High-Order Lagrangian Hydrodynamics Computations of Surface Perturbations in Shock-Driven Metal

Ejecta represent a cloud of the particles being emitted from a free material surface when impacted by a shock. Such ejecta particulates play a key role in a wide variety of natural and engineering applications, including supernovae explosions, asteroid strikes, inertial confinement fusion, and hazards on spacecrafts and satellites due to debris impact. Detailed computations are performed using a high-order Lagrangian hydrodynamics code to understand the generation and evolution of ejecta from imposed surface perturbations. Specifically, we utilize the high-order finite-element Arbitrary Lagrangian-Eulerian (ALE) capability of MARBL, a next-generation multi-physics code in development at LLNL. We studied conical perturbations being impact by strong shocks and the surface evolution creating ejecta particulates.
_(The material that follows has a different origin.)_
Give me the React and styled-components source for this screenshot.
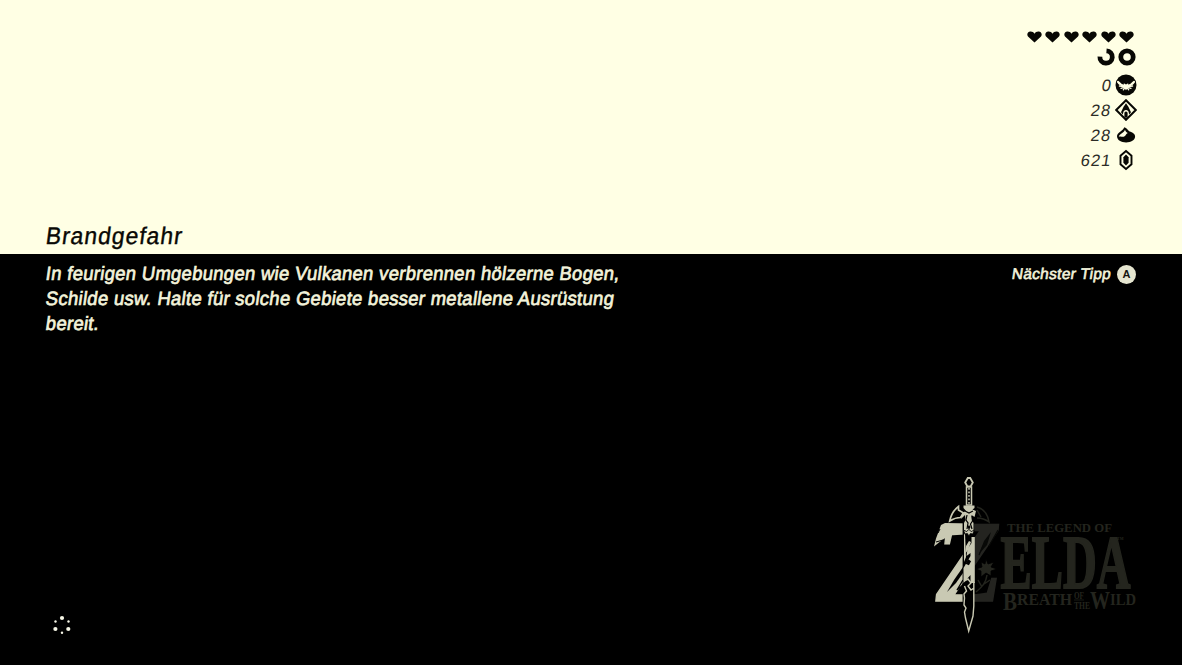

We apply this analysis to a recent experimental campaign on laser-driven ejecta where micron-sized divots have been fielded. We investigate the sensitivity to generate melt-on-release ejecta with platform geometry, mesh refinement, and material type strength model and equations of state. Preliminary simulations show that asymptotic bubble and spike velocities are nonlinear with the divot perturbation’s non-sinusoidal effective-wavelength and corresponding amplitude.